(The request)
Quote, verbatim, all material below, without pictures.
===== Information provided =====
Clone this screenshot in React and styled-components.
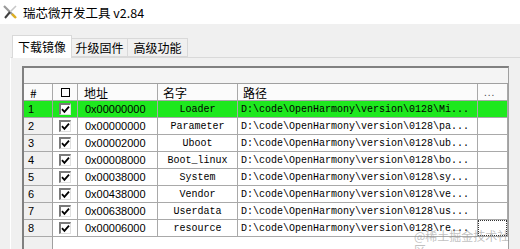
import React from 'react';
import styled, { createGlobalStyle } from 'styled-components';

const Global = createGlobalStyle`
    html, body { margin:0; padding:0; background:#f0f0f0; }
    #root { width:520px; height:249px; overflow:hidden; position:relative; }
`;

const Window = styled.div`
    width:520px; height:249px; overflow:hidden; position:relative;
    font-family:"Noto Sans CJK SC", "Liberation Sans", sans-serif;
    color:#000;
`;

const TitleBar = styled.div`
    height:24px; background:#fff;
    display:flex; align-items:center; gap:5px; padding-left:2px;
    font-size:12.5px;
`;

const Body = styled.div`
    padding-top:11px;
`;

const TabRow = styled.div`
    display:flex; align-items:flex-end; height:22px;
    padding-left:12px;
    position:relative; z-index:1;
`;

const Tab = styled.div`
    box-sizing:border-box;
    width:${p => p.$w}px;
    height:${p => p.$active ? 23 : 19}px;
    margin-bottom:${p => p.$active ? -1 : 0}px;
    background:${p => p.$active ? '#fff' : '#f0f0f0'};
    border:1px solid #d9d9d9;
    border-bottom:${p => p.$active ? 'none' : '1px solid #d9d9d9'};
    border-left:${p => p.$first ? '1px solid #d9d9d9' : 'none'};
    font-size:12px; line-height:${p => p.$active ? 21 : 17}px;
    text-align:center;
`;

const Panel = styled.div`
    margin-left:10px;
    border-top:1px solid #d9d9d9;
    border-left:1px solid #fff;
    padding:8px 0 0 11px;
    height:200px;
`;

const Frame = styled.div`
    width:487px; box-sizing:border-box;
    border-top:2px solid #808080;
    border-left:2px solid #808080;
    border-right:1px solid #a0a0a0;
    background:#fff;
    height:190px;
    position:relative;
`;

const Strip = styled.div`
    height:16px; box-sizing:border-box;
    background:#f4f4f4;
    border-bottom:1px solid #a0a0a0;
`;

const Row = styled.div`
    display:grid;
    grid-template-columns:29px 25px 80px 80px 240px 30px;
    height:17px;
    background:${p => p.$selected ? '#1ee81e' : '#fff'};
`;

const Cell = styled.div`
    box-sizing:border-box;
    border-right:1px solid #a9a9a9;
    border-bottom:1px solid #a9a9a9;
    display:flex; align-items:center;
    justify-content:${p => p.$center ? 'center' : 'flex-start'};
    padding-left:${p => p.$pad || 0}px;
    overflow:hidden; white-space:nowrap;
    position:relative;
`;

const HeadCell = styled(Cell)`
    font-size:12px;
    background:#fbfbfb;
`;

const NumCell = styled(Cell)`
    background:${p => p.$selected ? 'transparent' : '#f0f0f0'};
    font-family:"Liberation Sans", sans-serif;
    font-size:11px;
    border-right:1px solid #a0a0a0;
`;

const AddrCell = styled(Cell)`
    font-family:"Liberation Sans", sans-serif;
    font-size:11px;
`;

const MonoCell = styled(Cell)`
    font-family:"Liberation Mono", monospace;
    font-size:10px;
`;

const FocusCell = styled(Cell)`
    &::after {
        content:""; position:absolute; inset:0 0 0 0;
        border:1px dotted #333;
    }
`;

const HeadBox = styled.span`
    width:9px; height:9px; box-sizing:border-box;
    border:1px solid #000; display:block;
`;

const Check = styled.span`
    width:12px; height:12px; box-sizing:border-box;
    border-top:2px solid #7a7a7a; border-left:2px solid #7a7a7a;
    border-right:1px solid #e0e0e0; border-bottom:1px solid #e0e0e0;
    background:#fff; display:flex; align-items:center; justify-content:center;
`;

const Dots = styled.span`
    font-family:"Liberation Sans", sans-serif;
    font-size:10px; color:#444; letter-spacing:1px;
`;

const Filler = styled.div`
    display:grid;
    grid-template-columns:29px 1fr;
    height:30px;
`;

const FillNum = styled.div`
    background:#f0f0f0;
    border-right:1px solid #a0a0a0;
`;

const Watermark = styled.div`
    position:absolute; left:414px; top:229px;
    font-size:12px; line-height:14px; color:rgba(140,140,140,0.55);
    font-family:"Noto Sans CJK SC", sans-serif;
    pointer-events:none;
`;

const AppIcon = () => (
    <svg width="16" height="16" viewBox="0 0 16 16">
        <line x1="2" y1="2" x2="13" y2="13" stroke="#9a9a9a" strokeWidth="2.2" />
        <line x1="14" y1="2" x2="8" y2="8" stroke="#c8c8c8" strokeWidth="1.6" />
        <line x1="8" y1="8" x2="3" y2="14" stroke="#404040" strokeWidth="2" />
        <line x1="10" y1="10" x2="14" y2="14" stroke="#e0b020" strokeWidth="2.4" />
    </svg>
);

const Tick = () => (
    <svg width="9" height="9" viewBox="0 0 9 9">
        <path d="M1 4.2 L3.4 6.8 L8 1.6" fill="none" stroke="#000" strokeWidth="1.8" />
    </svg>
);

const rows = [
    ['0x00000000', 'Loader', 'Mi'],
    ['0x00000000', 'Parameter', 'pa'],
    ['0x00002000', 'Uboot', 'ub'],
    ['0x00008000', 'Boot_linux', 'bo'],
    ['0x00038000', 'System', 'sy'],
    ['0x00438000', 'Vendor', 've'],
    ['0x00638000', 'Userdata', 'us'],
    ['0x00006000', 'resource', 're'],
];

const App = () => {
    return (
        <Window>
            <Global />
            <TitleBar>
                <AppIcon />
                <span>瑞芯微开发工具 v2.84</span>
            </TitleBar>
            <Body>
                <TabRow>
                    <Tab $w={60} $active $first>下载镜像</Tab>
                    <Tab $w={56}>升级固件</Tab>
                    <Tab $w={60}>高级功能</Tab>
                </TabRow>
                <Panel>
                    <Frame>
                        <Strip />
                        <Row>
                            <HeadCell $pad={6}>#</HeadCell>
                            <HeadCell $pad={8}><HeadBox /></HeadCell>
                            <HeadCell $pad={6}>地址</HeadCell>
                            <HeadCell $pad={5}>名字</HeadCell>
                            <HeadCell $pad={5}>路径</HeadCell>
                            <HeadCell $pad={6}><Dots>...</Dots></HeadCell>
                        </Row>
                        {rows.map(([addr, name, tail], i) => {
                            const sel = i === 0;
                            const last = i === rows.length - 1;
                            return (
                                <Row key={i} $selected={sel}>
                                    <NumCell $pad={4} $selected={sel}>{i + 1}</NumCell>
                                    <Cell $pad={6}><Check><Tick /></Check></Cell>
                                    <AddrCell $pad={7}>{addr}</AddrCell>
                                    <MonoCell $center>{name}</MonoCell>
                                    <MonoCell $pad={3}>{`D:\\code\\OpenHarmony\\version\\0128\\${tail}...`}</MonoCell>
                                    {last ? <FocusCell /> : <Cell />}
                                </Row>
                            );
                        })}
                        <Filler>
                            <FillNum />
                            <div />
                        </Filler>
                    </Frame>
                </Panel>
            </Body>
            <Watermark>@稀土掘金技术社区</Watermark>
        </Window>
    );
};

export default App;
=====
(Solution to this problem)
Clone this screenshot in React and styled-components.
import React from 'react';
import styled, { createGlobalStyle } from 'styled-components';

const Global = createGlobalStyle`
    html, body { margin:0; padding:0; background:#f0f0f0; }
    #root { width:520px; height:249px; overflow:hidden; position:relative; }
`;

const Window = styled.div`
    width:520px; height:249px; overflow:hidden; position:relative;
    font-family:"Noto Sans CJK SC", "Liberation Sans", sans-serif;
    color:#000;
`;

const TitleBar = styled.div`
    height:24px; background:#fff;
    display:flex; align-items:center; gap:5px; padding-left:2px;
    font-size:12.5px;
`;

const Body = styled.div`
    padding-top:11px;
`;

const TabRow = styled.div`
    display:flex; align-items:flex-end; height:22px;
    padding-left:12px;
    position:relative; z-index:1;
`;

const Tab = styled.div`
    box-sizing:border-box;
    width:${p => p.$w}px;
    height:${p => p.$active ? 23 : 19}px;
    margin-bottom:${p => p.$active ? -1 : 0}px;
    background:${p => p.$active ? '#fff' : '#f0f0f0'};
    border:1px solid #d9d9d9;
    border-bottom:${p => p.$active ? 'none' : '1px solid #d9d9d9'};
    border-left:${p => p.$first ? '1px solid #d9d9d9' : 'none'};
    font-size:12px; line-height:${p => p.$active ? 21 : 17}px;
    text-align:center;
`;

const Panel = styled.div`
    margin-left:10px;
    border-top:1px solid #d9d9d9;
    border-left:1px solid #fff;
    padding:8px 0 0 11px;
    height:200px;
`;

const Frame = styled.div`
    width:487px; box-sizing:border-box;
    border-top:2px solid #808080;
    border-left:2px solid #808080;
    border-right:1px solid #a0a0a0;
    background:#fff;
    height:190px;
    position:relative;
`;

const Strip = styled.div`
    height:16px; box-sizing:border-box;
    background:#f4f4f4;
    border-bottom:1px solid #a0a0a0;
`;

const Row = styled.div`
    display:grid;
    grid-template-columns:29px 25px 80px 80px 240px 30px;
    height:17px;
    background:${p => p.$selected ? '#1ee81e' : '#fff'};
`;

const Cell = styled.div`
    box-sizing:border-box;
    border-right:1px solid #a9a9a9;
    border-bottom:1px solid #a9a9a9;
    display:flex; align-items:center;
    justify-content:${p => p.$center ? 'center' : 'flex-start'};
    padding-left:${p => p.$pad || 0}px;
    overflow:hidden; white-space:nowrap;
    position:relative;
`;

const HeadCell = styled(Cell)`
    font-size:12px;
    background:#fbfbfb;
`;

const NumCell = styled(Cell)`
    background:${p => p.$selected ? 'transparent' : '#f0f0f0'};
    font-family:"Liberation Sans", sans-serif;
    font-size:11px;
    border-right:1px solid #a0a0a0;
`;

const AddrCell = styled(Cell)`
    font-family:"Liberation Sans", sans-serif;
    font-size:11px;
`;

const MonoCell = styled(Cell)`
    font-family:"Liberation Mono", monospace;
    font-size:10px;
`;

const FocusCell = styled(Cell)`
    &::after {
        content:""; position:absolute; inset:0 0 0 0;
        border:1px dotted #333;
    }
`;

const HeadBox = styled.span`
    width:9px; height:9px; box-sizing:border-box;
    border:1px solid #000; display:block;
`;

const Check = styled.span`
    width:12px; height:12px; box-sizing:border-box;
    border-top:2px solid #7a7a7a; border-left:2px solid #7a7a7a;
    border-right:1px solid #e0e0e0; border-bottom:1px solid #e0e0e0;
    background:#fff; display:flex; align-items:center; justify-content:center;
`;

const Dots = styled.span`
    font-family:"Liberation Sans", sans-serif;
    font-size:10px; color:#444; letter-spacing:1px;
`;

const Filler = styled.div`
    display:grid;
    grid-template-columns:29px 1fr;
    height:30px;
`;

const FillNum = styled.div`
    background:#f0f0f0;
    border-right:1px solid #a0a0a0;
`;

const Watermark = styled.div`
    position:absolute; left:414px; top:229px;
    font-size:12px; line-height:14px; color:rgba(140,140,140,0.55);
    font-family:"Noto Sans CJK SC", sans-serif;
    pointer-events:none;
`;

const AppIcon = () => (
    <svg width="16" height="16" viewBox="0 0 16 16">
        <line x1="2" y1="2" x2="13" y2="13" stroke="#9a9a9a" strokeWidth="2.2" />
        <line x1="14" y1="2" x2="8" y2="8" stroke="#c8c8c8" strokeWidth="1.6" />
        <line x1="8" y1="8" x2="3" y2="14" stroke="#404040" strokeWidth="2" />
        <line x1="10" y1="10" x2="14" y2="14" stroke="#e0b020" strokeWidth="2.4" />
    </svg>
);

const Tick = () => (
    <svg width="9" height="9" viewBox="0 0 9 9">
        <path d="M1 4.2 L3.4 6.8 L8 1.6" fill="none" stroke="#000" strokeWidth="1.8" />
    </svg>
);

const rows = [
    ['0x00000000', 'Loader', 'Mi'],
    ['0x00000000', 'Parameter', 'pa'],
    ['0x00002000', 'Uboot', 'ub'],
    ['0x00008000', 'Boot_linux', 'bo'],
    ['0x00038000', 'System', 'sy'],
    ['0x00438000', 'Vendor', 've'],
    ['0x00638000', 'Userdata', 'us'],
    ['0x00006000', 'resource', 're'],
];

const App = () => {
    return (
        <Window>
            <Global />
            <TitleBar>
                <AppIcon />
                <span>瑞芯微开发工具 v2.84</span>
            </TitleBar>
            <Body>
                <TabRow>
                    <Tab $w={60} $active $first>下载镜像</Tab>
                    <Tab $w={56}>升级固件</Tab>
                    <Tab $w={60}>高级功能</Tab>
                </TabRow>
                <Panel>
                    <Frame>
                        <Strip />
                        <Row>
                            <HeadCell $pad={6}>#</HeadCell>
                            <HeadCell $pad={8}><HeadBox /></HeadCell>
                            <HeadCell $pad={6}>地址</HeadCell>
                            <HeadCell $pad={5}>名字</HeadCell>
                            <HeadCell $pad={5}>路径</HeadCell>
                            <HeadCell $pad={6}><Dots>...</Dots></HeadCell>
                        </Row>
                        {rows.map(([addr, name, tail], i) => {
                            const sel = i === 0;
                            const last = i === rows.length - 1;
                            return (
                                <Row key={i} $selected={sel}>
                                    <NumCell $pad={4} $selected={sel}>{i + 1}</NumCell>
                                    <Cell $pad={6}><Check><Tick /></Check></Cell>
                                    <AddrCell $pad={7}>{addr}</AddrCell>
                                    <MonoCell $center>{name}</MonoCell>
                                    <MonoCell $pad={3}>{`D:\\code\\OpenHarmony\\version\\0128\\${tail}...`}</MonoCell>
                                    {last ? <FocusCell /> : <Cell />}
                                </Row>
                            );
                        })}
                        <Filler>
                            <FillNum />
                            <div />
                        </Filler>
                    </Frame>
                </Panel>
            </Body>
            <Watermark>@稀土掘金技术社区</Watermark>
        </Window>
    );
};

export default App;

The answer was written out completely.